Florent Barraco, Le Point : « Les morts gouvernent les vivants. »

 

Bernanos nous parle encore

Essai. Auguste Comte avait prévenu : « Les morts gouvernent les vivants. » Sébastien Lapaque, dans la réédition – augmentée de textes inédits – de son ouvrage sur Georges Bernanos, confirme cette intuition : « Le corps d’un écrivain, c’est son œuvre. Promise à la résurrection, elle attend ce jugement qu’est la postérité. » Le critique du Figaro littéraire, sans grandiloquence exagérée, célèbre les qualités de ce prophète ignoré de (presque) tous. En 1944, son essai « La France contre les robots » est visionnaire.
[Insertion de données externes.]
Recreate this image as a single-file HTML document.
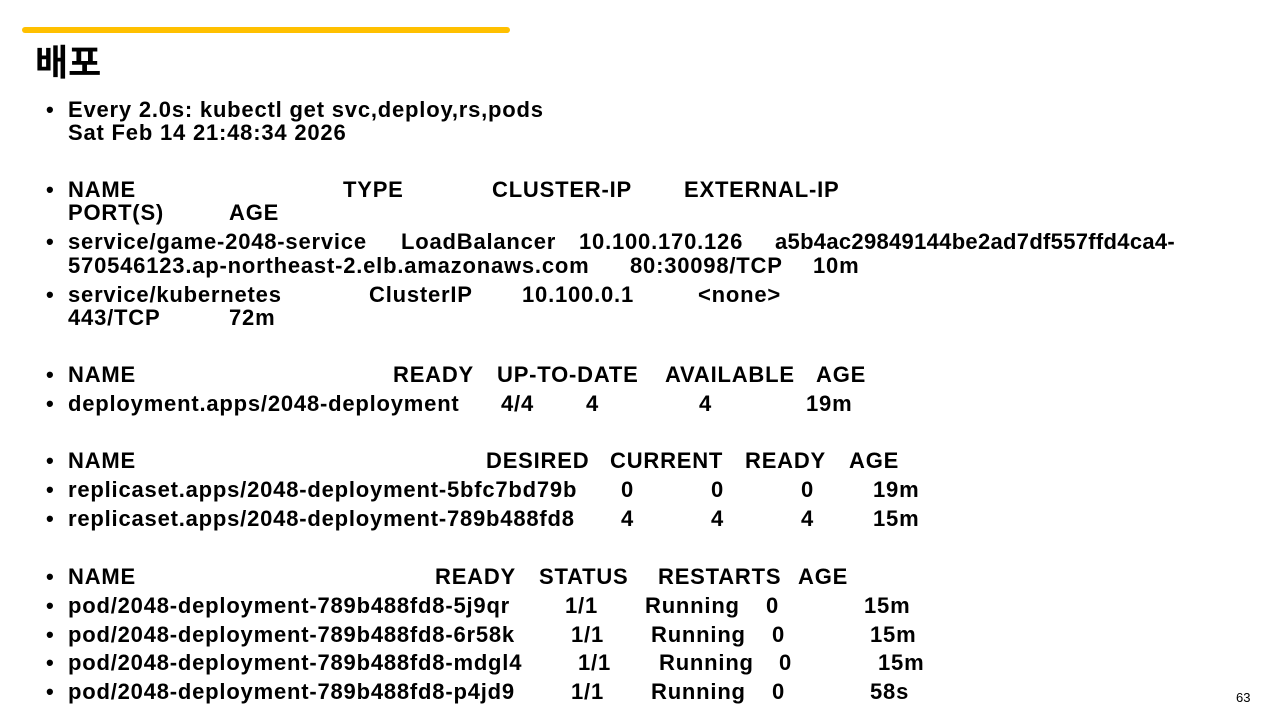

Bernanos annonce tous les maux que le progrès technique (machines et, par extension, l’informatique) va nous apporter : déclassement économique, inégalités, pensée robotisée et même affaiblissement de la langue. « Vainqueurs ou vaincus, la Civilisation des machines n’a nullement besoin de notre langue. (…) La langue française est une œuvre d’art, et la Civilisation des machines n’a besoin pour ses hommes d’affaires (…) que d’un outil, rien davantage. » À l’heure où le scandale des fuites de données personnelles éclabousse le géant Fabebook, on songe à cet avertissement de Bernanos : « Un monde gagné pour la Technique est un monde perdu pour la liberté. » De la monarchie à la chrétienté, Lapaque aborde les visions lumineuses de l’auteur de « Sous le soleil de Satan ». Pourtant, en 1948, à la veille de sa mort, Georges Bernanos s’inquiétait : « Mon pays, mon pauvre pays, qui va le secouer après moi ? » 

Florent Barraco, Le Point n° 2389 du 14 Juin 2018.

Georges Bernanos encore une fois, de Sébastien Lapaque, Les provinciales, 184 pages, 18 €.